◆ Work to complete: Each line below should be retyped exactly, with no pictures.

◆ Data provided:
— Start —
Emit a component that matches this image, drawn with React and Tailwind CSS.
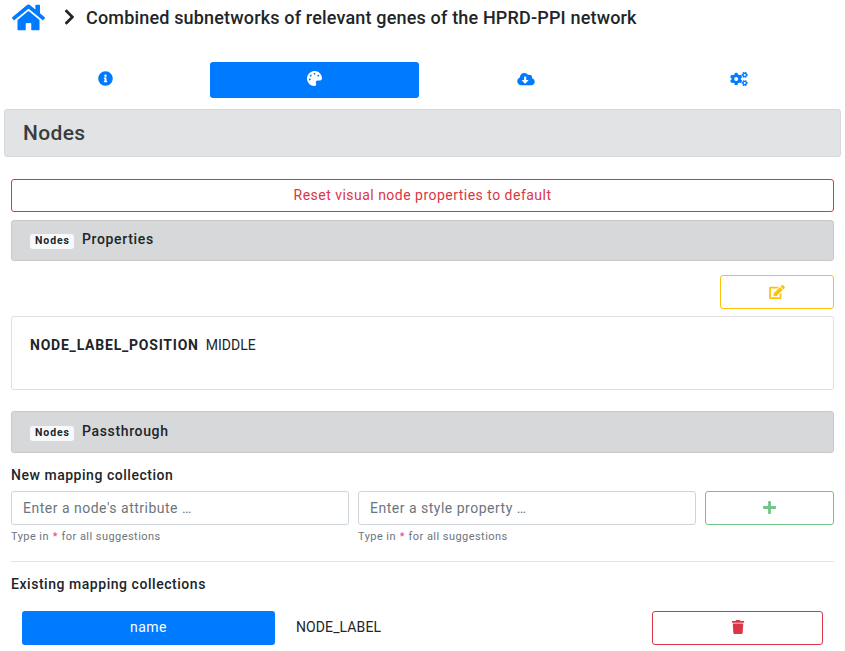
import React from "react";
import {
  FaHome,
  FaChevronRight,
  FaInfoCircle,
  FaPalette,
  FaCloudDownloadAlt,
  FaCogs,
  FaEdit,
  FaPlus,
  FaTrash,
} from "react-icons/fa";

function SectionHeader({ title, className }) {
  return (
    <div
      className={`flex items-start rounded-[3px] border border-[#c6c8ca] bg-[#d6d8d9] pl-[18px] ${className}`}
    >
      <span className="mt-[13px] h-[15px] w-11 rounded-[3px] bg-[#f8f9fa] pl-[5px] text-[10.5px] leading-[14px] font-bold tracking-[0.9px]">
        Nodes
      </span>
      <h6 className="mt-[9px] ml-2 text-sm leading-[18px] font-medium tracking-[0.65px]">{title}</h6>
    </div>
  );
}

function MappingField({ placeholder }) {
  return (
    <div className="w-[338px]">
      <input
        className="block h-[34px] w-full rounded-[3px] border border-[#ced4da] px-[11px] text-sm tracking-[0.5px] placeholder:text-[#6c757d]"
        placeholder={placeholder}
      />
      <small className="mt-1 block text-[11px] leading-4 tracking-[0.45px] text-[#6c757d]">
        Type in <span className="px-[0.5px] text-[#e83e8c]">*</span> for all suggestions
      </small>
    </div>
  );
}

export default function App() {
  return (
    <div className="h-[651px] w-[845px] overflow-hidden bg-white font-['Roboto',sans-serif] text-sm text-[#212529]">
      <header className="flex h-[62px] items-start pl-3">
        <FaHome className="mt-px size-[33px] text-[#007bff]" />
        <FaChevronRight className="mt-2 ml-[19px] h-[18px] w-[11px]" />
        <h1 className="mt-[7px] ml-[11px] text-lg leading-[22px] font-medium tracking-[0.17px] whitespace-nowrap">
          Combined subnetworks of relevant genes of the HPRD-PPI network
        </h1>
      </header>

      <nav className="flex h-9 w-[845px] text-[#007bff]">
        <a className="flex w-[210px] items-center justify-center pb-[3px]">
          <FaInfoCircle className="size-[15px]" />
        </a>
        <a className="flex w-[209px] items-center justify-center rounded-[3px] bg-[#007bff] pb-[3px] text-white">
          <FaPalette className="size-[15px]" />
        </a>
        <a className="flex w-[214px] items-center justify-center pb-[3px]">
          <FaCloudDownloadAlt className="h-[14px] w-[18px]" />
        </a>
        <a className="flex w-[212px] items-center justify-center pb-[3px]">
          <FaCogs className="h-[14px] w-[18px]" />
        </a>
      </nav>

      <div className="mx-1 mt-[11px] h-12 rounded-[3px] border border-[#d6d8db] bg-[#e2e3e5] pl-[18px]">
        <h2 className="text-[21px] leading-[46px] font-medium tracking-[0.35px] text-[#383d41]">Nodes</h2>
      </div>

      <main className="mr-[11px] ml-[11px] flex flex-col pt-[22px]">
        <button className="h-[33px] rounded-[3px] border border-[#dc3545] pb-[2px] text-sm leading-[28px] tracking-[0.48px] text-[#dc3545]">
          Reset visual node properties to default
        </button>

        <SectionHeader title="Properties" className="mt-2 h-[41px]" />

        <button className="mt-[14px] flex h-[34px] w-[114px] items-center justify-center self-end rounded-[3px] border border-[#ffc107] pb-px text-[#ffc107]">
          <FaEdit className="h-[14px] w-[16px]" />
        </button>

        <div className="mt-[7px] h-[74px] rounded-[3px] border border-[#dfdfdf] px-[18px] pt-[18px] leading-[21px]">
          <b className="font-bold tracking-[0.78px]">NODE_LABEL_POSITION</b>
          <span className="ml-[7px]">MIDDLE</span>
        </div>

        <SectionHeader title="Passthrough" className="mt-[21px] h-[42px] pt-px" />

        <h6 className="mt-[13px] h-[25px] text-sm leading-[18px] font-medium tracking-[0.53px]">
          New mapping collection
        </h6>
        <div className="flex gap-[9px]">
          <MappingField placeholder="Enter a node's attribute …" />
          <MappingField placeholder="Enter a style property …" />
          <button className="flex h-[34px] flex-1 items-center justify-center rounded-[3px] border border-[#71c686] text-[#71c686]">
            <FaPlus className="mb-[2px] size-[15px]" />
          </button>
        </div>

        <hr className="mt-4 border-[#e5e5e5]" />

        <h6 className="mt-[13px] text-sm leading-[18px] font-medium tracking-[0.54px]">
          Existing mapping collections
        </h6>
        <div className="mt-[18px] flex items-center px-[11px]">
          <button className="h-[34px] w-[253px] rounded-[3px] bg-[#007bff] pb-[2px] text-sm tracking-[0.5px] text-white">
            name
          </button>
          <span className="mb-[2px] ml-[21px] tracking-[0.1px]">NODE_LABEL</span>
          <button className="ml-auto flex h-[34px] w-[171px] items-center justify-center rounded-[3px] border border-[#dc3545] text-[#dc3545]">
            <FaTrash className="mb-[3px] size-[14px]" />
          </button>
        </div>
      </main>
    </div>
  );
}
— End —
◆ Exercise response:
Emit a component that matches this image, drawn with React and Tailwind CSS.
import React from "react";
import {
  FaHome,
  FaChevronRight,
  FaInfoCircle,
  FaPalette,
  FaCloudDownloadAlt,
  FaCogs,
  FaEdit,
  FaPlus,
  FaTrash,
} from "react-icons/fa";

function SectionHeader({ title, className }) {
  return (
    <div
      className={`flex items-start rounded-[3px] border border-[#c6c8ca] bg-[#d6d8d9] pl-[18px] ${className}`}
    >
      <span className="mt-[13px] h-[15px] w-11 rounded-[3px] bg-[#f8f9fa] pl-[5px] text-[10.5px] leading-[14px] font-bold tracking-[0.9px]">
        Nodes
      </span>
      <h6 className="mt-[9px] ml-2 text-sm leading-[18px] font-medium tracking-[0.65px]">{title}</h6>
    </div>
  );
}

function MappingField({ placeholder }) {
  return (
    <div className="w-[338px]">
      <input
        className="block h-[34px] w-full rounded-[3px] border border-[#ced4da] px-[11px] text-sm tracking-[0.5px] placeholder:text-[#6c757d]"
        placeholder={placeholder}
      />
      <small className="mt-1 block text-[11px] leading-4 tracking-[0.45px] text-[#6c757d]">
        Type in <span className="px-[0.5px] text-[#e83e8c]">*</span> for all suggestions
      </small>
    </div>
  );
}

export default function App() {
  return (
    <div className="h-[651px] w-[845px] overflow-hidden bg-white font-['Roboto',sans-serif] text-sm text-[#212529]">
      <header className="flex h-[62px] items-start pl-3">
        <FaHome className="mt-px size-[33px] text-[#007bff]" />
        <FaChevronRight className="mt-2 ml-[19px] h-[18px] w-[11px]" />
        <h1 className="mt-[7px] ml-[11px] text-lg leading-[22px] font-medium tracking-[0.17px] whitespace-nowrap">
          Combined subnetworks of relevant genes of the HPRD-PPI network
        </h1>
      </header>

      <nav className="flex h-9 w-[845px] text-[#007bff]">
        <a className="flex w-[210px] items-center justify-center pb-[3px]">
          <FaInfoCircle className="size-[15px]" />
        </a>
        <a className="flex w-[209px] items-center justify-center rounded-[3px] bg-[#007bff] pb-[3px] text-white">
          <FaPalette className="size-[15px]" />
        </a>
        <a className="flex w-[214px] items-center justify-center pb-[3px]">
          <FaCloudDownloadAlt className="h-[14px] w-[18px]" />
        </a>
        <a className="flex w-[212px] items-center justify-center pb-[3px]">
          <FaCogs className="h-[14px] w-[18px]" />
        </a>
      </nav>

      <div className="mx-1 mt-[11px] h-12 rounded-[3px] border border-[#d6d8db] bg-[#e2e3e5] pl-[18px]">
        <h2 className="text-[21px] leading-[46px] font-medium tracking-[0.35px] text-[#383d41]">Nodes</h2>
      </div>

      <main className="mr-[11px] ml-[11px] flex flex-col pt-[22px]">
        <button className="h-[33px] rounded-[3px] border border-[#dc3545] pb-[2px] text-sm leading-[28px] tracking-[0.48px] text-[#dc3545]">
          Reset visual node properties to default
        </button>

        <SectionHeader title="Properties" className="mt-2 h-[41px]" />

        <button className="mt-[14px] flex h-[34px] w-[114px] items-center justify-center self-end rounded-[3px] border border-[#ffc107] pb-px text-[#ffc107]">
          <FaEdit className="h-[14px] w-[16px]" />
        </button>

        <div className="mt-[7px] h-[74px] rounded-[3px] border border-[#dfdfdf] px-[18px] pt-[18px] leading-[21px]">
          <b className="font-bold tracking-[0.78px]">NODE_LABEL_POSITION</b>
          <span className="ml-[7px]">MIDDLE</span>
        </div>

        <SectionHeader title="Passthrough" className="mt-[21px] h-[42px] pt-px" />

        <h6 className="mt-[13px] h-[25px] text-sm leading-[18px] font-medium tracking-[0.53px]">
          New mapping collection
        </h6>
        <div className="flex gap-[9px]">
          <MappingField placeholder="Enter a node's attribute …" />
          <MappingField placeholder="Enter a style property …" />
          <button className="flex h-[34px] flex-1 items-center justify-center rounded-[3px] border border-[#71c686] text-[#71c686]">
            <FaPlus className="mb-[2px] size-[15px]" />
          </button>
        </div>

        <hr className="mt-4 border-[#e5e5e5]" />

        <h6 className="mt-[13px] text-sm leading-[18px] font-medium tracking-[0.54px]">
          Existing mapping collections
        </h6>
        <div className="mt-[18px] flex items-center px-[11px]">
          <button className="h-[34px] w-[253px] rounded-[3px] bg-[#007bff] pb-[2px] text-sm tracking-[0.5px] text-white">
            name
          </button>
          <span className="mb-[2px] ml-[21px] tracking-[0.1px]">NODE_LABEL</span>
          <button className="ml-auto flex h-[34px] w-[171px] items-center justify-center rounded-[3px] border border-[#dc3545] text-[#dc3545]">
            <FaTrash className="mb-[3px] size-[14px]" />
          </button>
        </div>
      </main>
    </div>
  );
}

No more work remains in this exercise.